Seven Investment Management marketing director Justin Urquhart-Stewart says the group has been offered “just about every family heirloom possible” when building Sipp portfolios for clients. Most of them have failed the group’s internal tests.
One notable asset that the group rejected for a Sipp port-folio was an island off the coast of Ireland.
Urquhart-Stewart says: “It was tricky because it was a private island rather than having any commercial function. Also, there were problems with the validation of the deeds, which seemed to go back to 1745. It was really just a colony of seals and a sand bank, which made it extremely difficult to value, although there was a house on it.”
He says the group mostly rejects assets for inclusion in Sipps on the basis that they fail the tangible, moveable asset test.
But he says the company approaches unusual investments with the attitude that they will try and accommodate unique investments where possible and this is where specialist Sipp providers will score over more commoditised groups which may not have the resources to value tricky assets and may therefore reject them out of hand.
In the majority of cases, 7IM and other specialist providers will work with clients to structure assets to fit them into a Sipp portfolio.
Suffolk Life marketing director John Moret says the group generally avoids overseas property as the risks and costs are too great. He has also seen plenty of instances of investors trying to shoehorn residential property into Sipp structures, which Suffolk Life had to reject.
The group also rejected a request from a client to include a narrow boat in a Sipp. Moret says: “Although the narrow boat was used as an office, we rejected it on the grounds that it failed tangible moveable asset test – it is unquestionably moveable.”
Mattioli Woods marketing and sales director Murray Smith says Sipps can be seen as a well of money, particularly since the contraction in bank lending and the group has needed to be increasingly careful where it draws the line.

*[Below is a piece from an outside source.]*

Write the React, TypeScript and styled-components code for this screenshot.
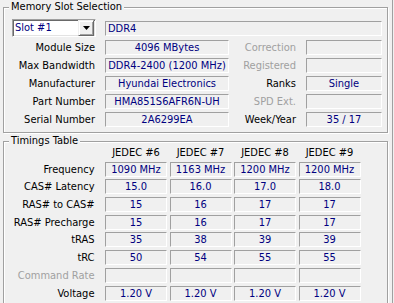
import React from 'react';
import styled, { createGlobalStyle } from 'styled-components';

const GlobalStyle = createGlobalStyle`
  html, body { margin: 0; padding: 0; background: #f0f0f0; }
  body {
    width: 394px; height: 303px; overflow: hidden;
    font-family: Tahoma, "DejaVu Sans Condensed", "DejaVu Sans", sans-serif;
    font-size: 11px; color: #000;
  }
`;

const Page = styled.div`
  width: 393px; height: 303px; box-sizing: border-box;
  border-right: 1px solid #a0a0a0;
  padding: 7px 0 0 3px;
  display: flex; flex-direction: column; gap: 8px;
  overflow: hidden;
`;

const Group = styled.section`
  position: relative; box-sizing: border-box; width: 385px;
  border: 1px solid #a0a0a0;
  box-shadow: inset 1px 1px 0 #fff, 1px 1px 0 #fff;
  padding: 11px 0 5px 8px;
  flex-shrink: 0;
`;

const TimingGroup = styled(Group)`
  padding: 4px 0 4px 8px;
`;

const GroupTitle = styled.span`
  position: absolute; left: 5px; top: -8px;
  padding: 0 2px; background: #f0f0f0; line-height: 14px; white-space: nowrap;
`;

const SlotGrid = styled.div`
  display: grid;
  grid-template-columns: 93px 124px 77px 76px;
  grid-template-rows: 18px repeat(5, 15px);
  row-gap: 3px;
  align-items: center;
`;

const Label = styled.div<{ $disabled?: boolean }>`
  text-align: right; padding-right: 10px; white-space: nowrap;
  color: ${p => (p.$disabled ? '#a0a0a0' : '#000')};
  line-height: 15px;
`;

const Field = styled.div<{ $align?: 'left' | 'center'; $span?: number }>`
  box-sizing: border-box; height: 15px; line-height: 13px;
  border: 1px solid; border-color: #a0a0a0 #fff #fff #a0a0a0;
  color: #000080; white-space: nowrap; overflow: hidden;
  text-align: ${p => p.$align ?? 'center'};
  padding-left: ${p => (p.$align === 'left' ? '2px' : '0')};
  grid-column: ${p => (p.$span ? `span ${p.$span}` : 'auto')};
`;

const Combo = styled.div`
  box-sizing: border-box; width: 84px; height: 18px;
  display: flex; align-items: center; justify-content: space-between;
  background: #fff;
  border: 1px solid; border-color: #a0a0a0 #fff #fff #a0a0a0;
  box-shadow: inset 1px 1px 0 #696969, inset -1px -1px 0 #e3e3e3;
  padding: 1px 1px 1px 1px;
  color: #000080;
`;

const ComboText = styled.span`
  padding-left: 1px; line-height: 14px;
`;

const ComboButton = styled.div`
  box-sizing: border-box; width: 16px; height: 16px;
  background: #f0f0f0;
  border: 1px solid; border-color: #f0f0f0 #696969 #696969 #f0f0f0;
  box-shadow: inset 1px 1px 0 #fff, inset -1px -1px 0 #a0a0a0;
  display: flex; align-items: center; justify-content: center;
`;

const TimingGrid = styled.div`
  display: grid;
  grid-template-columns: 90.5px repeat(4, 62px);
  grid-template-rows: 13px repeat(8, 15px);
  column-gap: 2.5px;
  row-gap: 2.7px;
  align-items: center;
`;

const TimingLabel = styled(Label)`
  padding-right: 8px;
`;

const Header = styled.div`
  text-align: center; line-height: 13px; white-space: nowrap;
`;

const slotRows: [string, string, string, string, boolean][] = [
  ['Module Size', '4096 MBytes', 'Correction', '', true],
  ['Max Bandwidth', 'DDR4-2400 (1200 MHz)', 'Registered', '', true],
  ['Manufacturer', 'Hyundai Electronics', 'Ranks', 'Single', false],
  ['Part Number', 'HMA851S6AFR6N-UH', 'SPD Ext.', '', true],
  ['Serial Number', '2A6299EA', 'Week/Year', '35 / 17', false],
];

const timingRows: [string, string[], boolean][] = [
  ['Frequency', ['1090 MHz', '1163 MHz', '1200 MHz', '1200 MHz'], false],
  ['CAS# Latency', ['15.0', '16.0', '17.0', '18.0'], false],
  ['RAS# to CAS#', ['15', '16', '17', '17'], false],
  ['RAS# Precharge', ['15', '16', '17', '17'], false],
  ['tRAS', ['35', '38', '39', '39'], false],
  ['tRC', ['50', '54', '55', '55'], false],
  ['Command Rate', ['', '', '', ''], true],
  ['Voltage', ['1.20 V', '1.20 V', '1.20 V', '1.20 V'], false],
];

export default function App() {
  return (
    <>
      <GlobalStyle />
      <Page>
        <Group>
          <GroupTitle>Memory Slot Selection</GroupTitle>
          <SlotGrid>
            <Combo>
              <ComboText>Slot #1</ComboText>
              <ComboButton>
                <svg width="7" height="4" viewBox="0 0 7 4">
                  <polygon points="0,0 7,0 3.5,4" fill="#000" />
                </svg>
              </ComboButton>
            </Combo>
            <Field $align="left" $span={3}>DDR4</Field>
            {slotRows.map(([l, v, rl, rv, dis]) => (
              <React.Fragment key={l}>
                <Label>{l}</Label>
                <Field>{v}</Field>
                <Label $disabled={dis}>{rl}</Label>
                <Field>{rv}</Field>
              </React.Fragment>
            ))}
          </SlotGrid>
        </Group>
        <TimingGroup>
          <GroupTitle>Timings Table</GroupTitle>
          <TimingGrid>
            <div />
            {['JEDEC #6', 'JEDEC #7', 'JEDEC #8', 'JEDEC #9'].map(h => (
              <Header key={h}>{h}</Header>
            ))}
            {timingRows.map(([l, vals, dis]) => (
              <React.Fragment key={l}>
                <TimingLabel $disabled={dis}>{l}</TimingLabel>
                {vals.map((v, i) => (
                  <Field key={i}>{v}</Field>
                ))}
              </React.Fragment>
            ))}
          </TimingGrid>
        </TimingGroup>
      </Page>
    </>
  );
}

Smith says: “We always do a lot of due diligence before we say yes to any foreign property transaction, for example. However, we always try to say yes where possible. It is often easier for us to drill down into the underlying investments than other providers.”
Of course, the Sipp market has not been immune to fraud and has seen some rogue providers knowingly include illegal assets within Sipps. This was a particular problem with private equity assets. The Sipp industry has clubbed together to alert the regulator and prevent this kind of problem.
The coalition Government is consulting on what can be put into a Sipp and there is a chance that the rules may be relaxed more in line with those originally proposed at A-Day. Smith believes that would bring in a number of “wacky” investments that have previously been rejected.
It is also leading to some increased lobbying on the part of Sipp providers. Hornbuckle Mitchell has been lobbying pensions minister Steve Webb to allow wind farms and solar panels in Sipp portfolios.
Renewable energy sources are deemed moveable by the Inland Revenue but Hornbuckle Mitchell believes that a relaxation in the rules could help plug the UK’s energy gap.
The group says uses could include installing solar panels on office buildings. The business would pay a higher rent to reflect their lower energy costs and the difference could be passed on to the Sipp as an income stream.
Hornbuckle Mitchell director Mary Stewart says the group has had requests from clients to include this type of investment in a Sipp which it has had to reject but the group believes that the Government should encourage green energy investment within pensions. The group points out that there are already exemptions for certain assets such as gold.
The temptation is for inves-tors to treat Sipps as a repository for any assets that they want to shelter from tax. But while the range of permissible assets may expand, there is unlikely to be an investment free for all. In the meantime, investors will have to find another tax loophole for those heirlooms.